The funding will support Queen Mary researchers to accelerate the transition from research concepts into real-world impact, attracting investment that creates new businesses and jobs. It will increase knowledge exchange between researchers and industries, from local businesses to international companies.
The IAA support enables Queen Mary to create new collaborations with a diverse range of external stakeholders including policymakers, NGOs, businesses and public beneficiaries.
The programme, now in its 10th year, has previously provided early-stage support to Queen Mary projects that have gone on to become successful ventures. Examples include:
- Professor Kostya Trachenko helping to provide modelling of the damage that radiation inflicts on a given material, which has subsequently influenced international policy on nuclear materials and waste storage.

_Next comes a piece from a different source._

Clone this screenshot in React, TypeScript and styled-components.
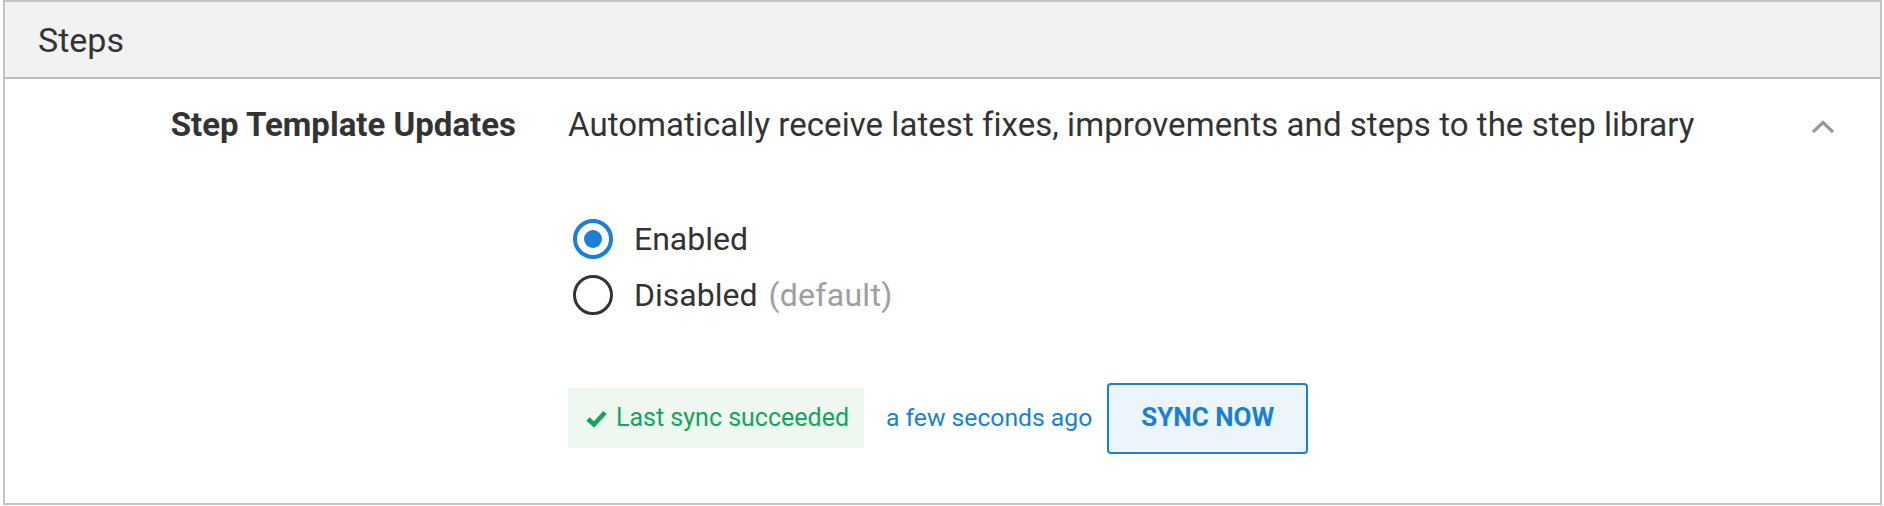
import React from "react";
import styled, { createGlobalStyle } from "styled-components";

const GlobalStyle = createGlobalStyle`
  html, body {
    margin: 0;
    padding: 0;
    background: #ffffff;
  }
  body {
    font-family: Roboto, "Liberation Sans", Arial, sans-serif;
    color: #333333;
  }
  * { box-sizing: border-box; }
`;

const Panel = styled.section`
  margin-left: 3px;
  width: 1879px;
  height: 505px;
  border: 2px solid #c4c4c4;
  display: flex;
  flex-direction: column;
  background: #ffffff;
`;

const Header = styled.header`
  background: #f2f2f2;
  border-bottom: 2px solid #bdbdbd;
  padding: 18px 0 17px 33px;
  font-size: 34px;
  line-height: 40px;
  color: #333333;
`;

const Body = styled.div`
  display: grid;
  grid-template-columns: 511px 1fr;
  column-gap: 52px;
  padding-top: 27px;
`;

const Label = styled.div`
  text-align: right;
  font-weight: 700;
  font-size: 33px;
  line-height: 38px;
  color: #333333;
`;

const Content = styled.div`
  display: flex;
  flex-direction: column;
`;

const DescriptionRow = styled.div`
  display: flex;
  align-items: center;
`;

const Description = styled.div`
  font-size: 33px;
  line-height: 38px;
  color: #333333;
  letter-spacing: 0.05px;
`;

const Chevron = styled.svg`
  margin-left: auto;
  margin-right: 45px;
  margin-top: 4px;
`;

const RadioGroup = styled.div`
  display: flex;
  flex-direction: column;
  margin-top: 67px;
`;

const RadioRow = styled.label`
  display: flex;
  align-items: center;
  height: 56px;
  gap: 21px;
  cursor: pointer;
`;

const RadioCircle = styled.span<{ $checked?: boolean }>`
  width: 40px;
  height: 40px;
  margin-left: 5px;
  border-radius: 50%;
  border: ${(p) => (p.$checked ? "4px solid #1a7fd6" : "3.5px solid #333333")};
  display: flex;
  align-items: center;
  justify-content: center;
  flex-shrink: 0;
`;

const RadioDot = styled.span`
  width: 18px;
  height: 18px;
  border-radius: 50%;
  background: #1a7fd6;
`;

const RadioText = styled.span`
  font-size: 32px;
  line-height: 38px;
  color: #333333;
  word-spacing: 3px;
`;

const Muted = styled.span`
  color: #9e9e9e;
  letter-spacing: 0.3px;
`;

const SyncRow = styled.div`
  display: flex;
  align-items: baseline;
  margin-top: 60px;
`;

const StatusBadge = styled.div`
  display: flex;
  align-items: baseline;
  gap: 9px;
  background: #eef8f1;
  color: #14a55a;
  font-size: 25px;
  line-height: 30px;
  padding: 15px 15px 15px 18px;
`;

const CheckIcon = styled.svg`
  align-self: center;
`;

const TimeAgo = styled.span`
  color: #1a7fd6;
  font-size: 24.7px;
  line-height: 30px;
  margin-left: 22px;
  margin-right: 15px;
`;

const SyncButton = styled.button`
  font-family: Roboto, "Liberation Sans", Arial, sans-serif;
  font-weight: 700;
  font-size: 26px;
  line-height: 31px;
  color: #1a7fd6;
  background: #edf5fc;
  border: 2px solid #1a7fd6;
  border-radius: 4px;
  padding: 17px 32px 19px;
  white-space: nowrap;
  cursor: pointer;
`;

export default function App() {
  return (
    <>
      <GlobalStyle />
      <Panel>
        <Header>Steps</Header>
        <Body>
          <Label>Step Template Updates</Label>
          <Content>
            <DescriptionRow>
              <Description>
                Automatically receive latest fixes, improvements and steps to the step library
              </Description>
              <Chevron width="24" height="14" viewBox="0 0 24 14" aria-hidden="true">
                <polyline
                  points="2,12 12,2.5 22,12"
                  fill="none"
                  stroke="#9a9a9a"
                  strokeWidth="3.2"
                />
              </Chevron>
            </DescriptionRow>
            <RadioGroup>
              <RadioRow>
                <RadioCircle $checked>
                  <RadioDot />
                </RadioCircle>
                <RadioText>Enabled</RadioText>
              </RadioRow>
              <RadioRow>
                <RadioCircle />
                <RadioText>
                  Disabled <Muted>(default)</Muted>
                </RadioText>
              </RadioRow>
            </RadioGroup>
            <SyncRow>
              <StatusBadge>
                <CheckIcon width="21" height="17" viewBox="0 0 21 17" aria-hidden="true">
                  <polyline
                    points="2,9 8,14.5 19,2.5"
                    fill="none"
                    stroke="#14a55a"
                    strokeWidth="4.6"
                  />
                </CheckIcon>
                <span>Last sync succeeded</span>
              </StatusBadge>
              <TimeAgo>a few seconds ago</TimeAgo>
              <SyncButton>SYNC NOW</SyncButton>
            </SyncRow>
          </Content>
        </Body>
      </Panel>
    </>
  );
}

- Visual analytics platform Dragonfly AI being named one of the top 100 most disruptive technologies in advertising in 2016
- The Queen Mary Cognitive Science Group using their research insights into the mechanisms behind communication and miscommunication in clinical settings to develop tools and methods that are now being used widely in mental healthcare in the UK and beyond.
Queen Mary is already a leading organisation when it comes to commercial impact, with 18 spin-out companies and 130 commercial licences obtained. In the 2019 Entrepreneurial Impact Rankings, the University ranked fourth in the UK for commercialising research. Queen Mary will also be able to extend these successes to the Biosciences with further support from the BBSRC and MRC research councils.
Professor Andrew Livingston, Vice-Principal (Research and Innovation) at Queen Mary University of London, said: "We are grateful to receive this funding from UKRI, which will support some of our most talented researchers in turning their exciting ideas into businesses, products and services that benefit people around the world.
"Funding initiatives such as the IAA encourage a culture of innovation within universities and provide vital early-stage support that can be the decisive factor in whether a project is ultimately successful or not. We have a strong track record of entrepreneurial successes at Queen Mary, and I am excited that we will be able to build on this further with UKRI's support."
UKRI Director of Commercialisation Tony Soteriou, said: "The UK is home to some of the brightest, most innovative and creative research teams in the world. They have the ideas and they have the entrepreneurial energy to create businesses and services that could turn sectors on their head.
"What they need, what every great commercial idea needs, is support in the critical early stages. The Impact Acceleration Account is the catalyst that allows projects to grow to the next level, attracting investment, forging partnerships and creating jobs.
"The breadth of UKRI allows us to work right across the UK's world-class research and innovation system to ensure it builds a green future, secures better health, ageing and wellbeing, tackles infections, and builds a secure and resilient world."
UKRI Chief Executive Professor Dame Ottoline Leyser said: "Research and innovation has the potential to improve people's lives and livelihoods, rejuvenating communities across the UK and tackling global challenges. It is imperative that we harness that potential.
"The path between discovery and impact is not simple and so it is vital that we provide flexible support that allows talented people and teams, and world-class institutions to connect discovery to prosperity and public good.
"Our impact acceleration funding has a fantastic track-record in providing support that helps brilliant ideas become realities that make a real difference."